Funded projects include everything from life-saving technologies to sustainable energy.
A student researcher in the BioScience Center pipettes a sample.
A student researcher in the BioScience Center pipettes a sample.

San Diego State University researchers continue to be among the most productive in the nation, securing 799 research grants and contracts worth nearly $145.2 million during the last fiscal year. 

Multiple disciplines across campus conduct research in a variety of investigative fields, and SDSU receives funding from many different sources.

Affecting lives around the world

“Our research is affecting lives in San Diego, throughout California and around the world,” said SDSU President Elliot Hirshman.

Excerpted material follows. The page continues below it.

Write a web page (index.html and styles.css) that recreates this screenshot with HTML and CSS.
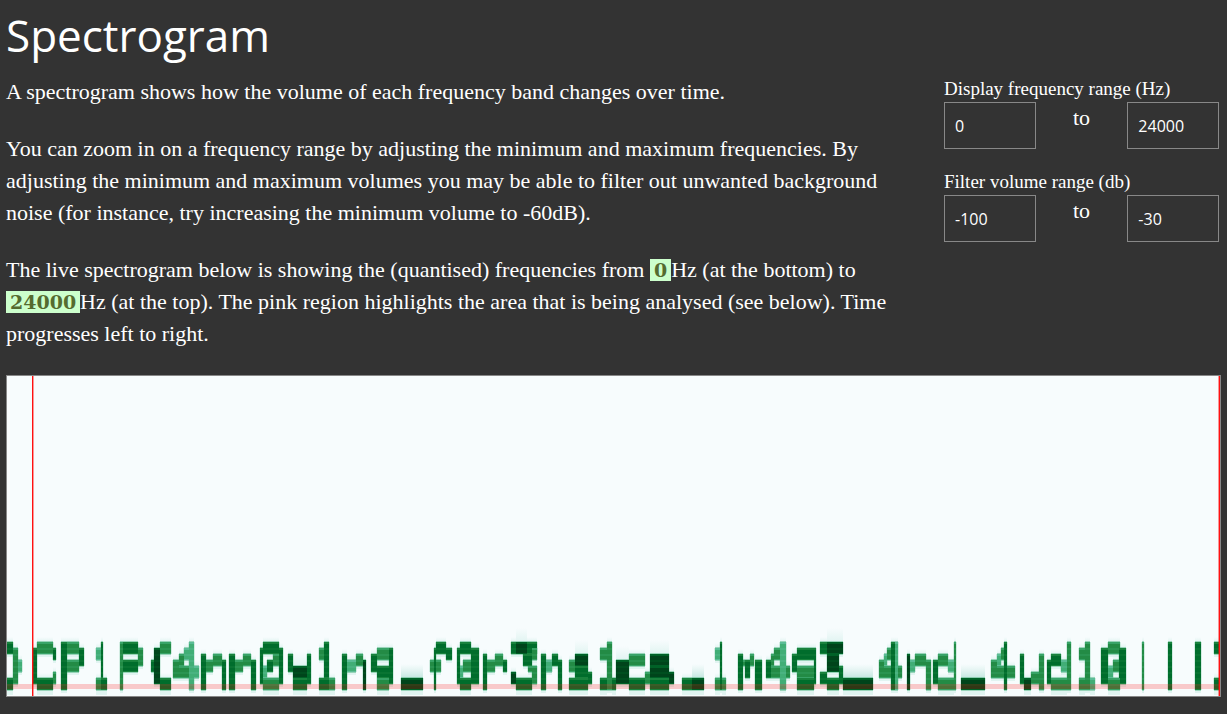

“Through this work, we are addressing challenges in public health, the environment, national security, energy and many other areas. Our students work hand in hand with our faculty and staff in our research enterprise. The knowledge and skills students develop in these experiences enhance their ability to contribute to our economic recovery, as well as their entrepreneurial spirit.”

SDSU was awarded 51 grants from the National Science Foundation, totaling $8,952,230. This includes an award to biology professor Forest Rohwer, who is using metagenomics to study unknown viral sequences and the microbial ecology of coral reefs — valuable ecosystems that are under considerable stress due to things like climate change and overfishing.

The fact that our faculty have consistently
been able to win these awards
demonstrates the kind of superior work they are doing.

Lifeblood of active research university

“Our faculty continue to produce important research that has impacts on our local, regional and national communities,” said Radmila Prislin, SDSU interim vice president for research.

“Research grants are the lifeblood of an active research university and the fact that our faculty have consistently been able to win these awards demonstrates the kind of superior work they are doing.”

Campaign Flag

Research conducted for the National Science Foundation and National Institutes of Health is one of many ways SDSU faculty are leading innovation and discovery, a key initiative of The Campaign for SDSU. With a unique focus on the teacher-scholar model, SDSU attracts researchers interested in solving the world’s most pressing problems, while showing students how to provide future solutions. Learn more about how SDSU leads innovation and discovery, and how you can help.

Funding from many sources

The National Institutes of Health awarded San Diego State researchers 103 grants with funding from that agency alone totaling $32.2 million. 

Karen Emmorey’s work, for example, was funded by the National Institute on Deafness and Other Communication Disorders. Her research focuses on understanding the nature of sign language processing and will result in practical applications for deaf individuals.

The National Cancer Institute supported health researcher Elva Arredondo’s work, which addresses the high rates of cancer and other chronic diseases in the Latino population by promoting physical activity.

The National Heart, Lung and Blood Institute supported Mark Sussman’s studies on heart failure and myocardial cellular survival, which will lead to advances in diseases involving cell death including ischemia, infarction and aging. Sussman’s work will help doctors understand how to protect the heart from injury following a heart attack.

Additionally, the Small Business Administration provided $599,978 to support an “Advanced Defense Technologies Cluster” program to help small businesses develop defense-related technologies that will provide the U.S. military with new equipment, materials and tools that will save lives while helping them meet operational requirements in hostile environments. SDSU’s role is to leverage the many programs and resources in the region to provide training, education, research and partnerships for small businesses based in San Diego.

In 2009-2010, SDSU received $151 million in research grants and contracts. However, $18.7 million of that was from American Recovery & Reinvestment Act (ARRA) funding, a program that wound down last year, but provided another $9.3 million to SDSU in the 2010-11 fiscal year.